15 Central Park West is a 35-floor luxury condominium located at the corner of West 61st Street and Central Park West on the Upper West Side of Manhattan in New York City, opposite Central Park. The building was designed in a New Classical style by the 2011 Driehaus Prize winner Robert A.M. Stern. Construction was completed in 2008, at a cost of US$950 million. 15 Central Park West was described in The Master Architect Series as one of New York's most prestigious residential addresses, and its residents have included actors, athletes, CEOs, hedge fund managers, and billionaires.
Development
The building's location, described as "the most expensive site in Manhattan", comprises an entire, albeit small, city block on Central Park West on the Upper West Side of Manhattan, formerly occupied by the somewhat dilapidated Mayflower Hotel and a vacant lot. The building was designed in a New Classical style by Robert A.M. Stern Architects. It was constructed by developers Arthur and William Lie Zeckendorf of Zeckendorf Development, grandsons of real estate developerWilliam Zeckendorf, in partnership with Goldman Sachs and Eyal Ofer's Global Holdings Inc. 15 Central Park West is considered by some to be one of New York's most prestigious residential addresses.
Architecture
As designed, 15 Central Park West is divided into two sections, a 19-story tower on Central Park West known as "the house," joined by a glass-enclosed lobby to a 35-story tower on Broadway.
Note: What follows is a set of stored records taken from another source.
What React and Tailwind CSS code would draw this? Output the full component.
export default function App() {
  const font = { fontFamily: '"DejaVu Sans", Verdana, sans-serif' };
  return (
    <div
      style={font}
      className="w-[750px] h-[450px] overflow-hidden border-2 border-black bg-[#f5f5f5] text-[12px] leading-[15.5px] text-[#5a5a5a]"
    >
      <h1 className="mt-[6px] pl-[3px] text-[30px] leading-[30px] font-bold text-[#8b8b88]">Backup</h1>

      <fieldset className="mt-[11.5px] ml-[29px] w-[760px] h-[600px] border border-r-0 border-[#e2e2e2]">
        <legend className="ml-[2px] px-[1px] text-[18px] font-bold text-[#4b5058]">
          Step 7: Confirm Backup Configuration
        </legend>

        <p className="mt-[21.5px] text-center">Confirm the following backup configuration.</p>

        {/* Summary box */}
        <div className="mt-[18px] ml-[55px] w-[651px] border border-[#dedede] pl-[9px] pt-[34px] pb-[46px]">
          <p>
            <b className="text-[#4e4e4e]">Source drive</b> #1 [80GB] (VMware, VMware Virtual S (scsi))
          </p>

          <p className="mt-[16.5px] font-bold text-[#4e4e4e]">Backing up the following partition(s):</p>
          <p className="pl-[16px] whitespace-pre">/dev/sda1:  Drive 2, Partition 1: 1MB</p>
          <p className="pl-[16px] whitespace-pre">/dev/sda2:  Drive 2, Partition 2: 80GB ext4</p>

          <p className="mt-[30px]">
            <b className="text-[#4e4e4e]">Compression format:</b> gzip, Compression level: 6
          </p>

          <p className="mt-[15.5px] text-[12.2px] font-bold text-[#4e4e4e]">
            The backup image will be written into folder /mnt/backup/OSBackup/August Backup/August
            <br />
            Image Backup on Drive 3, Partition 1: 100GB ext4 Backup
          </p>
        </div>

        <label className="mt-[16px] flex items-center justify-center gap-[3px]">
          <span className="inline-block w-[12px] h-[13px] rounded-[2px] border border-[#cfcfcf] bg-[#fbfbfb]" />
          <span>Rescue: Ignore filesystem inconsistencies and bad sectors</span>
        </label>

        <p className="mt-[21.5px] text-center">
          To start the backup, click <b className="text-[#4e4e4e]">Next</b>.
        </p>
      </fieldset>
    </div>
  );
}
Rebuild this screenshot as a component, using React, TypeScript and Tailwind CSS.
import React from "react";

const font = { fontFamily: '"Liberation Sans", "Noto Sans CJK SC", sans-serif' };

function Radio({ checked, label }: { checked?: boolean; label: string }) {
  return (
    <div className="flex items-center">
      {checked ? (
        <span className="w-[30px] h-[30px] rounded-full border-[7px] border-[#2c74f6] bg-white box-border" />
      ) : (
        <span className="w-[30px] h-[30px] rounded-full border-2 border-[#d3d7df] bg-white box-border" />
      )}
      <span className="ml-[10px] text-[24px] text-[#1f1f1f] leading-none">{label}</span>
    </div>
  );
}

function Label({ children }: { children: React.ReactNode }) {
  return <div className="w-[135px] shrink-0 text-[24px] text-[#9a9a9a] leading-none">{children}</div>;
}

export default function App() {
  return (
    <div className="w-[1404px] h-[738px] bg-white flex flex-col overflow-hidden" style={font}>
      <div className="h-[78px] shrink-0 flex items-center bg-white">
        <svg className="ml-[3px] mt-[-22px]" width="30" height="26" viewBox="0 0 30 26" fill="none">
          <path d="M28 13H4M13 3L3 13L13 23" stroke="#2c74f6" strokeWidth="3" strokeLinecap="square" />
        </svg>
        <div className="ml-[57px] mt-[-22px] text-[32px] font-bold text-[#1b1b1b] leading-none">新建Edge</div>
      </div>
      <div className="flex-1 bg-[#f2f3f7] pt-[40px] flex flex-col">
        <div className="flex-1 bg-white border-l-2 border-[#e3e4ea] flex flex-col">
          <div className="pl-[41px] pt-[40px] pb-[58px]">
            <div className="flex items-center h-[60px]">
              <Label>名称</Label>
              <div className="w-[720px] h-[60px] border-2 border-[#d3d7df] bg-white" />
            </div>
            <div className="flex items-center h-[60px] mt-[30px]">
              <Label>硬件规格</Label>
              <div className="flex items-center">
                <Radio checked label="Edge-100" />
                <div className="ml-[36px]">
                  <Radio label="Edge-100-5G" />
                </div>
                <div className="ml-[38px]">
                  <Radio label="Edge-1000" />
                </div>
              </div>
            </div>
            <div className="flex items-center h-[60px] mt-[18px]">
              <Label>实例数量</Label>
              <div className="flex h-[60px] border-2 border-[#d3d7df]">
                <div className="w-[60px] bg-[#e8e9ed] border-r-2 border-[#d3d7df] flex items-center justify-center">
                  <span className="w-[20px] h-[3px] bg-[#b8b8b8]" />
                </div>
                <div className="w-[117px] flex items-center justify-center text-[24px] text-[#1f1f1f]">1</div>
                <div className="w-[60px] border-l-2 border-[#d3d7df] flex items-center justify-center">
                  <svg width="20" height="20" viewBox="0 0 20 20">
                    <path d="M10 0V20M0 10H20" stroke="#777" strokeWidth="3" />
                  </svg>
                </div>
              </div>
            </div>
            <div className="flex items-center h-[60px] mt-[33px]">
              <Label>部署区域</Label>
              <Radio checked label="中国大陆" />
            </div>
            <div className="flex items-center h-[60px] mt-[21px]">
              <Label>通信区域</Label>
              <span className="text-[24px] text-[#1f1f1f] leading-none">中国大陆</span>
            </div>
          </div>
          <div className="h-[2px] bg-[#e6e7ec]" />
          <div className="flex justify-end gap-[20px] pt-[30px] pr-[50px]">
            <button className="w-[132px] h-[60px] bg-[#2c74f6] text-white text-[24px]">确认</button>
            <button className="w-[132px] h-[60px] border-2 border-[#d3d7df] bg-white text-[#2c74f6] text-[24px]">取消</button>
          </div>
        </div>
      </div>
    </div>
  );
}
It includes such amenities as a private driveway to screen residents from paparazzi, a cinema with 20 seats, and a fitness center with a 75-foot swimming pool. 15 Central Park West's limestone facade uses material from "the same quarry that was a source for the Empire State Building". The floor plan was designed so that almost all rooms have an open view and layouts that borrow heavily from the styles commonly found in the 1920s. The AIA Guide to New York City lamented Robert A.M. Stern's "attempted re-incarnation" of the luxurious apartment buildings built on Central Park West between the two world wars. It criticized how "everything's exaggerated, retro and gigantic" and characterized the building as inferior to its next door neighbor, The Century. However, The New Yorker architecture critic Paul Goldberger wrote that 15 Central Park West was designed to "echo" Central Park West's many notable late Art Deco buildings. He described the building in Vanity Fair as an "ingenious homage to the classic Candela-designed apartment buildings on Park and Fifth Avenues." He compared 15 CPW to the great apartment houses of the 1920s, 778 Park Avenue, 834 Fifth Avenue, 1040 Fifth Avenue, and 740 Park Avenue.